Politicians, required at such events, added their lyrical praise with campaign-speech abandon. Congresswoman Carolyn Maloney: ‘It is inspiring, it is beautiful, it would not have happened without you (Mr Koch). David Koch has given us all a gift to the soul’. Congressman Jerrold Nadler:  ‘This plaza will transform the Met…and the design retains the iconic steps. What we see today truly captures the spirit of the Met.’

Tom Campbell, the Met’s British Director, took up the ‘iconic steps’ idea and absorbed it into his wider aims for the museum. ‘Now’, he said, New Yorkers can better enjoy ‘one of their most favourite theatres: the steps of the Met…We aspire to be the best museum in the world for the interaction of art and culture and can think of no better way to start then with this plaza.’ He also mentioned that the germ of the pavement idea had been born at a dinner party, a key New York networking tool.
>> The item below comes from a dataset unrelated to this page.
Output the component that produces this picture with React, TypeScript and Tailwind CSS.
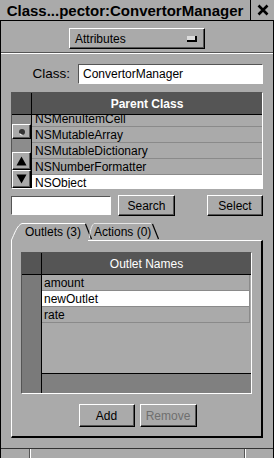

Finally, we had Mr Koch’s account of the pavement re-fit. ‘As we all know the plaza was very much in need of a re-do.’ Well, a bit of a scrub, yes; and a plumber to mend the fountains. But apparently ‘the Plaza Committee’s expectations were very high’ and the project was extended without knowing who would pay for it. So, he breezily recounted, ‘I said “I have a grand idea. Why don’t I pay for it and all the extras?”’. And he did. ‘I hope my legacy will be that David Koch made the world a better place.’ Perhaps not the world, Mr Koch, but certainly the Met now has a smart, if mundane, pavement.

Justifications complete, we relocated to the ‘iconic’ steps where the Vy Higginsen’s Gospel For Teens Choir of Harlem belted out a cover version of Pharrell Williams’s hit, ‘Happy’. Mr Koch flipped a big red lever and whoosh went the fountain, water jets soaring up to frothy peaks and then – as modern fountains must now do – playing games of falling and rising up again. The Met’s latest exhibit is now on show: a home-made $65 million pavement.